Business is a marathon not a sprint. And while the average desk-bound entrepreneur may find the sporting analogy a strange one, the two fields share more than a few similarities.
In professional sports – just as in business – the name of the game is survival of the fittest and a winning mentality is a non-negotiable prerequisite for top performers. The elite of both arenas rely on the same combination of drive, passion and grit to help them get them through the hard times and push on to finish line.
Let’s dive in a little further and look at five lessons from the field of sporting excellence you can take on board to drive your own future business success.
- You are not alone.
Sport, like entrepreneurship, can be a lonely business but every successful athlete relies on a team when the chips are down. Whether it’s the coaches and nutrition experts they call on to fine-tune their training, or the sports psychologists employed to hone their competitive edge, some sort of background support network is always in place.
A successful business career requires the same type of behind the scenes assistance. It’s your responsibility to create a personal network of mentors, partners and advisors to guide you through the ups and downs of the entrepreneurial journey.
- Fail to prepare, prepare to fail.
Top athletes are painfully aware of the importance of proper mental and physical preparation. They know that the slightest lapse during training or recovery cycles can have disastrous consequences for future performance. And as we mentioned above, they’re also more than prepared to bring paid professionals on board to help them along the way.
It’s a sensible strategy but one that’s all too often neglected in the business world where personal well-being frequently takes second place to the imperatives of the bottom line. Companies in the startup world are particularly prone to this weakness as they race to find product-market fit with seven-day weeks and all-night coding marathons.

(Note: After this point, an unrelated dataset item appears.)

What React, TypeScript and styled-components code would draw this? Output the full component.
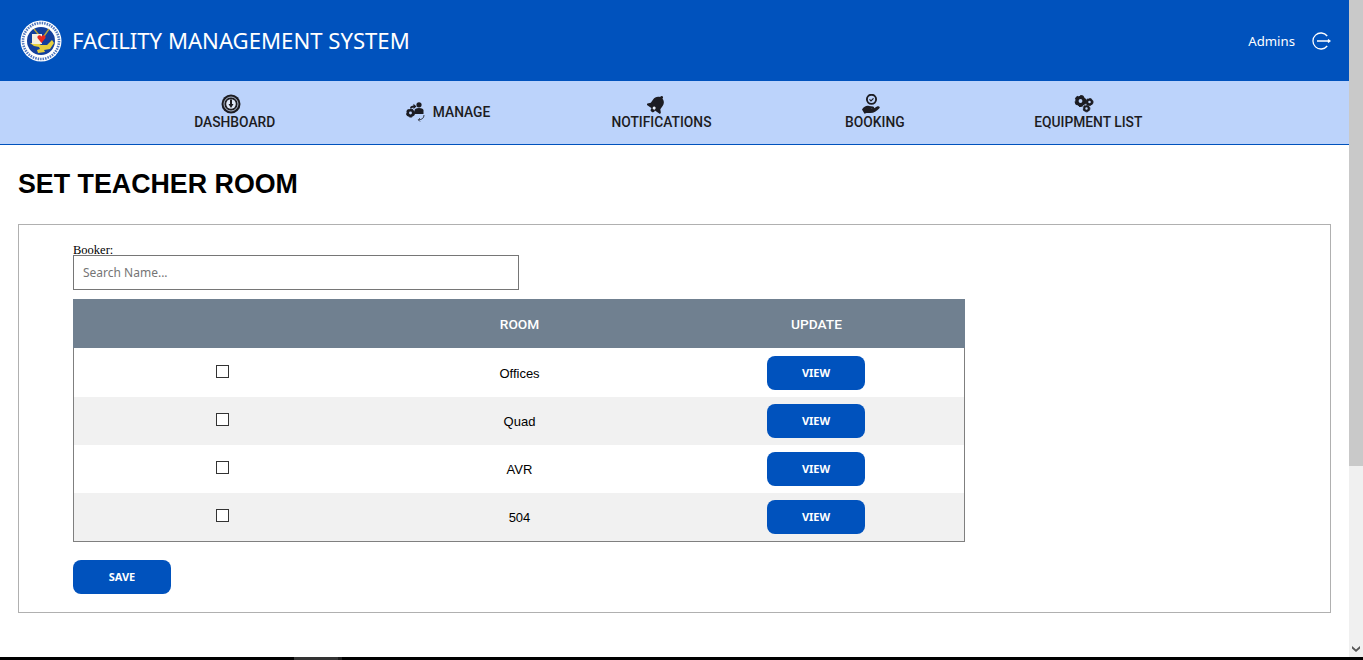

Short-term sacrifices in mental or physical conditioning might help you muscle through a crunch period but as a long-term strategy it’s doomed to failure. That bill will be sitting there waiting to be paid somewhere down the road.
- Weakness is punished.
There is no room for weakness in top level sports. Every competitor is naturally looking to maximise their own position and capitalise on the mistakes of others. The athlete coming around the final bend is fully aware he has a chasing pack hot on his heels, ready to stream by should he stumble. The boxer in the ring knows that a split-second lapse in concentration could be enough to end the bout.
Like it or not, the business world is a similarly cut-throat environment. You’ll see this manifest itself time and again as you progress through the ranks. It could be in the form of low-balling during wage negotiations, weak offers made on revenue splits or just the day-to-day jostling for position seen on every rung of the corporate ladder.
Expose a weakness and you open the door for a competitor to walk through and dominate. Make sure you’re projecting a strong but calm demeanour at all times, regardless of what you’re feeling inside.
- Your problem is you.
Professional athletes are experts in accountability. In the crucible of competition there’s simply nowhere to hide. It’s crystal clear by the end of a competition exactly who was responsible for what. They can point the finger at poor coaching or difficult conditions but the buck ultimately stops with the person in the field.
Business is no different. Make sure you’re stepping up to the mark and taking full ownerships of any mistakes you make.
Ultimately, the biggest obstacles you’ll face over your career are internal rather than external. Your most dangerous opponent is yourself. Learning to acknowledge and master your own inner demons is the first step in being able to reliably excel in your daily business interactions with others.
- Control counts.
Athletes know that their longterm success depends on relentlessly executing across a core set of disciplines. When it comes to the details, they leave nothing to chance. The tiniest of factors can make a huge impact when the difference between success and failure is measured in micro-seconds or millimetres. In this type of environment, control is absolutely key.
Think of the similarities in your own experience – the fine margins that define your ultimate level of achievement – and you’ll soon realise the similarly crucial importance of control in your own sphere of business.